Sunday, November 19, 2000
Ky. troopers diversify, slowly
Minorities, women find few role models in higher ranks
The Associated Press
FRANKFORT The latest graduating class of Kentucky State Police cadets shows the agency is making an effort to become more diverse, officials said.
The class of 74 new troopers who graduated Thursday included a white woman, a Hispanic man, six black men and two black women, along with 64 white men.
Our job is to ensure that the diversity of each class is better than the last one. The next one will be even better than this, said Capt. Gerald Nauert, commander of the recruitment office.

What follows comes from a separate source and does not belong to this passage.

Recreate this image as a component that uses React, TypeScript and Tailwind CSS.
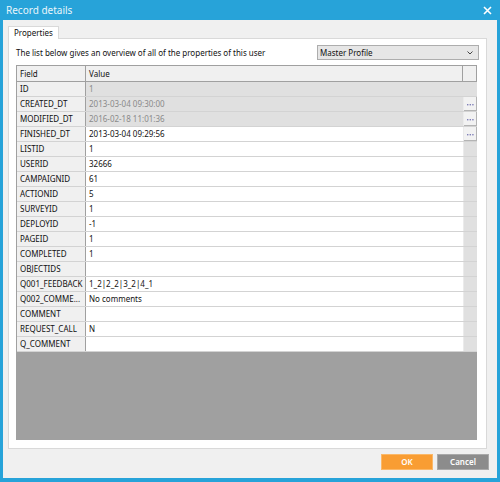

Gaps remain. The state's 962 troopers hardly represent a cross-section of Kentucky:
7 percent of Kentucky's population is black, while fewer than 4 percent of troopers are black.
About half of the state is female, but only 3 percent of troopers are women.
The Hispanic man in the latest class is only the second Hispanic trooper. The state has seen an influx of thousands of Hispanic migrants in recent years.
Even when the force attracts female and minority candidates, it can't always keep them. Two other black women joined the state police during the late 1990s. One worked 13 months and the other worked six months, officials said.
Geography provides much of the diversity challenge, Capt. Nauert said. Many blacks and women in the state's largest cities frown on the thought of moving to the rural, sometimes remote counties in which troopers are most active, Capt. Nauert said.
The force tries to attract qualified minority and female applicants by sending its recruitment teams to job fairs and other events featuring minorities and women, Capt. Nauert said. But that doesn't always work.
At the minority job expo this last weekend (in Louisville), one of the questions people asked is, "Why should I move across the state to Mayfield when I can stay home and work with the Louisville or Jefferson County police?' Capt. Nauert said. That's a tough question for us to answer.
Added Lt. Kevin Payne, a state police spokesman: We go where we can to recruit minorities. But we can't force them to sign the applications.
Gerry Harris, a black lawyer who served with the Lexington police department from 1982 to 1989, said minority recruits usually won't stay on the job unless it's clear they can advance.
People have to feel like they really have equal opportunity, or they'll leave, Mr. Harris said. When I got on the Lexington police force, I looked around to see how many black people were above the rank of patrolman. There weren't many. Maybe three or four. That was pretty discouraging.
Recruiting women is just as hard, said Marsha Beasley, director of personnel for the West Virginia State Police.
It's not just black women. Recruiting women is just difficult. It's a mind set. You never hear female teens, even today, talking about wanting to grow up to be a trooper, Ms. Beasley said.
West Virginia uses advertising campaigns and billboards, participates in high school and college career fairs and includes minorities in the recruiting process to attract a diverse group of applicants, officials said.
Shallon Clark, a two-year veteran of the West Virginia State Police, is that agency's only black woman. An athlete, Trooper Clark said she didn't have a difficult time with the required agility tests, but some women do.
I ran track and played ball from the time I was 4 or 5, so passing the physical wasn't a problem for me. But some women have trouble, especially with push-ups. I love what I do. I couldn't see myself doing anything else, but I don't know if many females feel comfortable going into a male-dominated workplace.
The two black women in Kentucky's newest class are Troopers Rugina Lunce and Melody Parker. They know they will be under scrutiny.
I'm here for the duration, said Trooper Lunce, who will begin her assignment Monday at the Columbia post.